My stepdad scanned all the kids' photos, art, report cards, articles, etc. and gave each of us a DVD of those things for Christmas last year. I love looking through it, and its less bulky and dusty than the real thing!
I saved the key stuff, but scan and dump the rest!
I like the DVD idea. I've also heard of people taking pictures of the mementos or pictures of the grown kids holding their art then put it in a scrapbook or photo album - then just chuck the junk.
I agree that my mother didn't horde things of mine during my childhood - report cards got tossed after she was done bragging, toys and clothes got passed onto cousins, etc. She did keep all the pictures though - so I have a couple albums full. I like to look at them on occasion - and I love to sit them out when I'm cooking dinner for guests so they can all have a laugh with me (like the time I begged my mom to let me get a perm when I was ten - and looked way too much like Shirley Temple).
I also don't just have pictures of me and my lifetime, I have pictures of my mother when she was my age and pictures she could then of relatives and friends. And with photos if for some reason I get sick of having the albums (I plan to hand them down to my kids so they will have pictures of their ancestors), I could scan them and burn them to a CD.

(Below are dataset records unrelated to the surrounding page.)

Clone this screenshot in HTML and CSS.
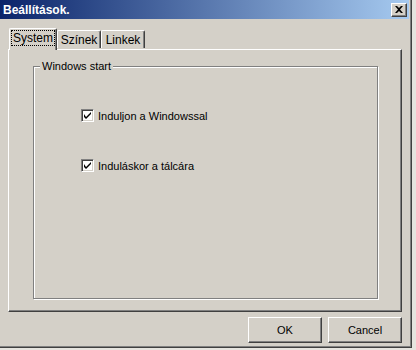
FILE: index.html
```html
<!DOCTYPE html>
<html>
<head>
<meta charset="utf-8">
<link rel="stylesheet" href="styles.css">
</head>
<body>
<div class="window">
  <div class="titlebar">
    <span class="title">Beállítások.</span>
    <span class="close"><svg width="8" height="7" viewBox="0 0 8 7"><path d="M0 0h2l2 2 2-2h2L5 3.5 8 7H6L4 5 2 7H0l3-3.5z" fill="#000"/></svg></span>
  </div>
  <div class="body">
    <div class="tabs">
      <div class="tab active"><span class="focus">System</span></div>
      <div class="tab">Színek</div>
      <div class="tab">Linkek</div>
    </div>
    <div class="panel">
      <div class="group">
        <span class="legend">Windows start</span>
        <div class="checks">
          <label class="check"><span class="box"><svg width="7" height="7" viewBox="0 0 7 7"><path d="M0 2v3l2 2 5-5V0L2 5z" fill="#000"/></svg></span>Induljon a Windowssal</label>
          <label class="check"><span class="box"><svg width="7" height="7" viewBox="0 0 7 7"><path d="M0 2v3l2 2 5-5V0L2 5z" fill="#000"/></svg></span>Induláskor a tálcára</label>
        </div>
      </div>
    </div>
    <div class="buttons">
      <div class="btn">OK</div>
      <div class="btn">Cancel</div>
    </div>
  </div>
</div>
</body>
</html>
```
FILE: styles.css
```css
html, body {
  margin: 0;
  padding: 0;
}
body {
  width: 416px;
  height: 350px;
  background: #e6e4df;
  font-family: "Liberation Sans", Arial, sans-serif;
  font-size: 11px;
  color: #000;
  overflow: hidden;
}
.window {
  width: 411px;
  height: 347px;
  background: #d4d0c8;
  border-right: 1px solid #404040;
  border-bottom: 1px solid #404040;
  box-shadow: inset -1px -1px 0 #808080;
  display: flex;
  flex-direction: column;
}
.titlebar {
  height: 19px;
  margin-right: 2px;
  background: linear-gradient(to right, #0a246a, #a6caf0);
  display: flex;
  align-items: center;
  justify-content: space-between;
  padding-left: 3px;
  padding-right: 2px;
}
.title {
  color: #fff;
  font-weight: bold;
  font-size: 12px;
}
.close {
  width: 16px;
  height: 14px;
  box-sizing: border-box;
  background: #d4d0c8;
  border-top: 1px solid #fff;
  border-left: 1px solid #fff;
  border-right: 1px solid #404040;
  border-bottom: 1px solid #404040;
  box-shadow: inset -1px -1px 0 #808080;
  display: flex;
  align-items: center;
  justify-content: center;
}
.body {
  display: flex;
  flex-direction: column;
  padding: 9px 0 0 8px;
}
.tabs {
  display: flex;
  align-items: flex-end;
  height: 21px;
  padding-left: 1px;
  position: relative;
  z-index: 1;
}
.tab {
  width: 44px;
  height: 18px;
  box-sizing: border-box;
  padding-top: 3px;
  text-align: center;
  font-size: 12px;
  line-height: 13px;
  border-top: 1px solid #fff;
  border-left: 1px solid #fff;
  border-right: 1px solid #404040;
  box-shadow: inset -1px 0 0 #808080;
  border-radius: 2px 2px 0 0;
  margin-bottom: 1px;
}
.tab.active {
  width: 48px;
  height: 22px;
  padding-top: 3px;
  margin-bottom: -1px;
  background: #d4d0c8;
}
.focus {
  outline: 1px dotted #000;
  padding: 0 1px;
}
.panel {
  width: 394px;
  height: 263px;
  box-sizing: border-box;
  border-top: 1px solid #fff;
  border-left: 1px solid #fff;
  border-right: 1px solid #404040;
  border-bottom: 1px solid #404040;
  box-shadow: inset -1px -1px 0 #808080;
  padding: 16px 0 0 24px;
}
.group {
  width: 345px;
  height: 233px;
  box-sizing: border-box;
  border: 1px solid #808080;
  box-shadow: inset 1px 1px 0 #fff, 1px 1px 0 #fff;
  position: relative;
  padding: 42px 0 0 47px;
}
.legend {
  position: absolute;
  left: 6px;
  top: -7px;
  background: #d4d0c8;
  padding: 0 2px;
  line-height: 13px;
}
.checks {
  display: flex;
  flex-direction: column;
  gap: 37px;
}
.check {
  display: flex;
  align-items: center;
  gap: 4px;
  height: 13px;
}
.box {
  width: 13px;
  height: 13px;
  box-sizing: border-box;
  background: #fff;
  border-top: 1px solid #808080;
  border-left: 1px solid #808080;
  border-right: 1px solid #fff;
  border-bottom: 1px solid #fff;
  box-shadow: inset 1px 1px 0 #404040, inset -1px -1px 0 #d4d0c8;
  display: flex;
  align-items: center;
  justify-content: center;
}
.buttons {
  display: flex;
  justify-content: flex-end;
  gap: 6px;
  width: 394px;
  margin-top: 5px;
}
.btn {
  width: 74px;
  height: 26px;
  box-sizing: border-box;
  border-top: 1px solid #fff;
  border-left: 1px solid #fff;
  border-right: 1px solid #404040;
  border-bottom: 1px solid #404040;
  box-shadow: inset -1px -1px 0 #808080;
  display: flex;
  align-items: center;
  justify-content: center;
}
```
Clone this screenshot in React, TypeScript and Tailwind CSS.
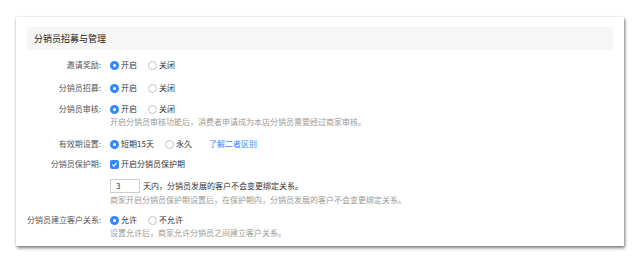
import React from 'react';

function Radio({ checked, label }: { checked?: boolean; label: string }) {
  return (
    <span className="flex items-center">
      {checked ? (
        <span className="flex h-[9px] w-[9px] items-center justify-center rounded-full bg-[#3388ff]">
          <span className="h-[3px] w-[3px] rounded-full bg-white" />
        </span>
      ) : (
        <span className="h-[9px] w-[9px] rounded-full border border-[#c4c4c4] bg-white" />
      )}
      <span className="ml-[2px] text-[#333]">{label}</span>
    </span>
  );
}

function Row({ label, mt, children }: { label: string; mt: string; children: React.ReactNode }) {
  return (
    <div className={`flex ${mt}`}>
      <div className="w-[83px] shrink-0 whitespace-nowrap pr-[9px] text-right leading-[12px] text-[#555]">
        {label}:
      </div>
      <div className="flex-1">{children}</div>
    </div>
  );
}

export default function App() {
  return (
    <div
      className="h-[260px] w-[640px] bg-white pl-[16px] pt-[17px] text-[8px] leading-[12px]"
      style={{ fontFamily: '"Noto Sans CJK SC", "Noto Sans", sans-serif' }}
    >
      <div className="h-[229px] w-[608px] bg-white px-[11px] pt-[10px] shadow-[1px_2px_3px_rgba(0,0,0,0.5),0_0_2px_rgba(0,0,0,0.12)]">
        <div className="flex h-[23px] items-center bg-[#f6f6f6] pl-[7px] text-[9px] text-[#222]">
          分销员招募与管理
        </div>

        <Row label="邀请奖励" mt="mt-[9px]">
          <div className="flex gap-[11px]">
            <Radio checked label="开启" />
            <Radio label="关闭" />
          </div>
        </Row>

        <Row label="分销员招募" mt="mt-[11px]">
          <div className="flex gap-[11px]">
            <Radio checked label="开启" />
            <Radio label="关闭" />
          </div>
        </Row>

        <Row label="分销员审核" mt="mt-[9px]">
          <div className="flex gap-[11px]">
            <Radio checked label="开启" />
            <Radio label="关闭" />
          </div>
          <div className="mt-[1px] text-[#999]">
            开启分销员审核功能后，消费者申请成为本店分销员需要经过商家审核。
          </div>
        </Row>

        <Row label="有效期设置" mt="mt-[10px]">
          <div className="flex items-center">
            <Radio checked label="短期15天" />
            <span className="ml-[11px]">
              <Radio label="永久" />
            </span>
            <span className="ml-[17px] text-[#3388ff]">了解二者区别</span>
          </div>
        </Row>

        <Row label="分销员保护期" mt="mt-[8px]">
          <div className="flex items-center">
            <span className="flex h-[9px] w-[9px] items-center justify-center rounded-[2px] bg-[#3388ff]">
              <svg width="7" height="7" viewBox="0 0 10 10">
                <path d="M2 5.2 L4.2 7.3 L8 2.8" fill="none" stroke="white" strokeWidth="1.6" />
              </svg>
            </span>
            <span className="ml-[2px] text-[#333]">开启分销员保护期</span>
          </div>
          <div className="mt-[9px] flex items-center">
            <div className="flex h-[14px] w-[30px] items-center border border-[#ccc] pl-[5px] text-[#333]">3</div>
            <span className="ml-[3px] text-[#333]">天内，分销员发展的客户不会变更绑定关系。</span>
          </div>
          <div className="mt-[1px] text-[#999]">
            商家开启分销员保护期设置后，在保护期内，分销员发展的客户不会变更绑定关系。
          </div>
        </Row>

        <Row label="分销员建立客户关系" mt="mt-[8px]">
          <div className="flex gap-[11px]">
            <Radio checked label="允许" />
            <Radio label="不允许" />
          </div>
          <div className="mt-[1px] text-[#999]">设置允许后，商家允许分销员之间建立客户关系。</div>
        </Row>
      </div>
    </div>
  );
}
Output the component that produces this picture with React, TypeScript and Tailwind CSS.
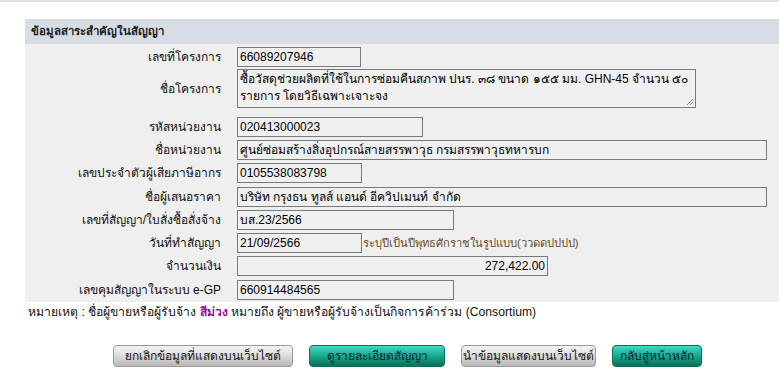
const rows: { label: string; value: string; width: string; hint?: string; right?: boolean }[] = [
  { label: "เลขที่โครงการ", value: "66089207946", width: "w-[124px]" },
];

const rest: { label: string; value: string; width: string; hint?: string; right?: boolean }[] = [
  { label: "รหัสหน่วยงาน", value: "020413000023", width: "w-[186px]" },
  { label: "ชื่อหน่วยงาน", value: "ศูนย์ซ่อมสร้างสิ่งอุปกรณ์สายสรรพาวุธ กรมสรรพาวุธทหารบก", width: "w-[530px]" },
  { label: "เลขประจำตัวผู้เสียภาษีอากร", value: "0105538083798", width: "w-[125px]" },
  { label: "ชื่อผู้เสนอราคา", value: "บริษัท กรุงธน ทูลส์ แอนด์ อีควิปเมนท์ จำกัด", width: "w-[530px]" },
  { label: "เลขที่สัญญา/ใบสั่งซื้อสั่งจ้าง", value: "บส.23/2566", width: "w-[217px]" },
  {
    label: "วันที่ทำสัญญา",
    value: "21/09/2566",
    width: "w-[125px]",
    hint: "ระบุปีเป็นปีพุทธศักราชในรูปแบบ(ววดดปปปป)",
  },
  { label: "จำนวนเงิน", value: "272,422.00", width: "w-[311px]", right: true },
  { label: "เลขคุมสัญญาในระบบ e-GP", value: "660914484565", width: "w-[217px]" },
];

function Field({ value, width, right }: { value: string; width: string; right?: boolean }) {
  return (
    <div
      className={`h-[20px] ${width} border border-[#7a7a7a] bg-[#f0f0f0] px-[2px] text-[12px] leading-[18px] text-black whitespace-nowrap overflow-hidden ${
        right ? "text-right" : ""
      }`}
    >
      {value}
    </div>
  );
}

function Btn({ label, width, teal }: { label: string; width: string; teal?: boolean }) {
  return (
    <button
      className={`h-[22px] ${width} whitespace-nowrap rounded-[4px] text-[12px] leading-[20px] ${
        teal
          ? "border border-[#0c6e5c] bg-gradient-to-b from-[#3fd9c2] via-[#17a98f] to-[#0a6f58] text-[#0b2438]"
          : "border border-[#9a9a9a] bg-gradient-to-b from-[#f4f4f4] via-[#dcdcdc] to-[#b8b8b8] text-[#141414]"
      }`}
    >
      {label}
    </button>
  );
}

export default function App() {
  const font = { fontFamily: "Tahoma, 'Liberation Sans', sans-serif" };
  return (
    <div className="w-[779px] h-[385px] overflow-hidden bg-white" style={font}>
      <div className="h-[2px] bg-[#e2e2e2]" />
      <div className="ml-[25px] mt-[17px]">
        <div className="h-[25px] bg-[#d6dde5] pl-[6px] text-[11.5px] font-bold leading-[25px] text-[#222]">
          ข้อมูลสาระสำคัญในสัญญา
        </div>
        <div className="bg-[#efefef] pt-[2px] pb-[1px]">
          {rows.map((r) => (
            <div key={r.label} className="flex items-center h-[22px]">
              <div className="w-[196px] text-right text-[12px] text-[#111]">{r.label}</div>
              <div className="ml-[16px]">
                <Field value={r.value} width={r.width} />
              </div>
            </div>
          ))}
          <div className="flex items-center mt-[1px] mb-[7px]">
            <div className="w-[196px] text-right text-[12px] text-[#111]">ชื่อโครงการ</div>
            <div className="ml-[16px] relative h-[39px] w-[459px] overflow-hidden whitespace-nowrap border border-[#7a7a7a] bg-[#f0f0f0] px-[2px] pt-[1px] text-[12px] leading-[17px] text-black">
              ซื้อวัสดุช่วยผลิตที่ใช้ในการซ่อมคืนสภาพ ปนร. ๓๘ ขนาด ๑๕๕ มม. GHN-45 จำนวน ๕๐
              <br />
              รายการ โดยวิธีเฉพาะเจาะจง
              <svg className="absolute right-[1px] bottom-[1px]" width="8" height="8" viewBox="0 0 8 8">
                <path d="M7 1L1 7M7 4L4 7" stroke="#888" strokeWidth="1" />
              </svg>
            </div>
          </div>
          {rest.map((r) => (
            <div key={r.label} className="flex items-center h-[23.3px]">
              <div className="w-[196px] text-right text-[12px] text-[#111]">{r.label}</div>
              <div className="ml-[16px] flex items-center">
                <Field value={r.value} width={r.width} right={r.right} />
                {r.hint && <span className="ml-[1px] text-[11.2px] text-[#6b4a26]">{r.hint}</span>}
              </div>
            </div>
          ))}
        </div>
      </div>
      <div className="ml-[28px] mt-[1px] text-[12.2px] text-[#111]">
        หมายเหตุ : ชื่อผู้ขายหรือผู้รับจ้าง <span className="font-bold text-[#a0109a]">สีม่วง</span> หมายถึง
        ผู้ขายหรือผู้รับจ้างเป็นกิจการค้าร่วม (Consortium)
      </div>
      <div className="ml-[113px] mt-[23px] flex gap-[16px]">
        <Btn label="ยกเลิกข้อมูลที่แสดงบนเว็บไซต์" width="w-[180px]" />
        <Btn label="ดูรายละเอียดสัญญา" width="w-[136px]" teal />
        <Btn label="นำข้อมูลแสดงบนเว็บไซต์" width="w-[135px]" />
        <Btn label="กลับสู่หน้าหลัก" width="w-[90px]" teal />
      </div>
    </div>
  );
}
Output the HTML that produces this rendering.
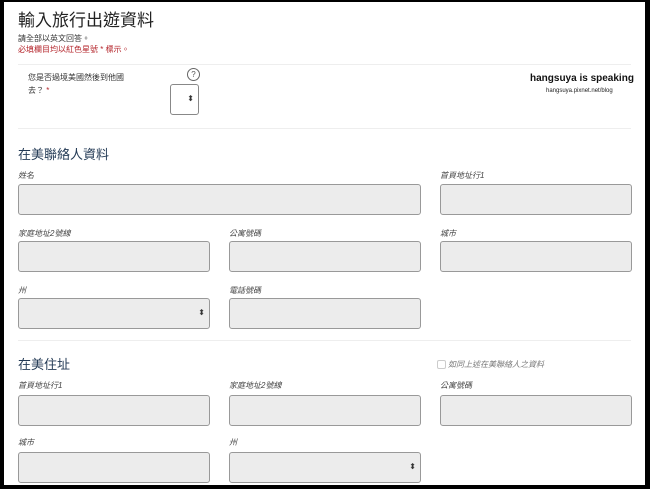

I just got back from a week of emptying out my Mom's main house that she's lived in for 45 years so we could rent it out. We spent a week donating, trashing, moving, gifting, and reminiscing over everything single thing in a four bedroom house (with a full attic). My Mom has been steadily getting rid of stuff for years and a lot of it had already been disposed of when my Dad passed away 7 years ago, but there was still vast amounts of stuff.
We had the luxury of moving a heavily scaled down collection of my parents mementos and photos into a vacation home. We sorted all (now grown-up) kid's junk into piles that each of us dealt with. We divvied up the family silver, china, crystal, photos, and furniture among the kids who then had to get it out of the house by the end of the week.
Scanning photos is useless, no one will be able to see the scans in 20 years, whereas we could open a box full of old photos, report cards, newspaper articles, wedding invites, baby announcements, childhood artwork, etc. without needing some obsolete technology. We didn't save it all, but we at least looked at it before tossing or deciding to save. We only took a few photos of things before tossing.
My roommate's advice after cleaning out her deceased parents house was "you can always throw stuff out later, you can't get it back later". I am not a big pack rat, but I'm even more inspired to sort through my own stuff and dump at least half of it.
Thank you thank you to everyone for your great suggestions, advice, and motivating thoughts! The task no longer feels impossible and I've got a clear plan now :)
I have to sigh a bit that it's been a full year since I posted this question...we are STILL working on the attic (and closets). The other problem is that my siblings can't (won't) make the time for it and/or are in denial that my parents are moving (at some point) from their childhood home. But great progress has been made and my ability to toss things has grown immensely, with many thanks to the suggestions here.
This is such a good lesson about how to let go of things throughout life so that they won't build up like this.
We threw away BAGS of broken or otherwise useless toys and bits and baubles. Poor storage meant that little could be donated. We found some gems, of course, but it was few and far between.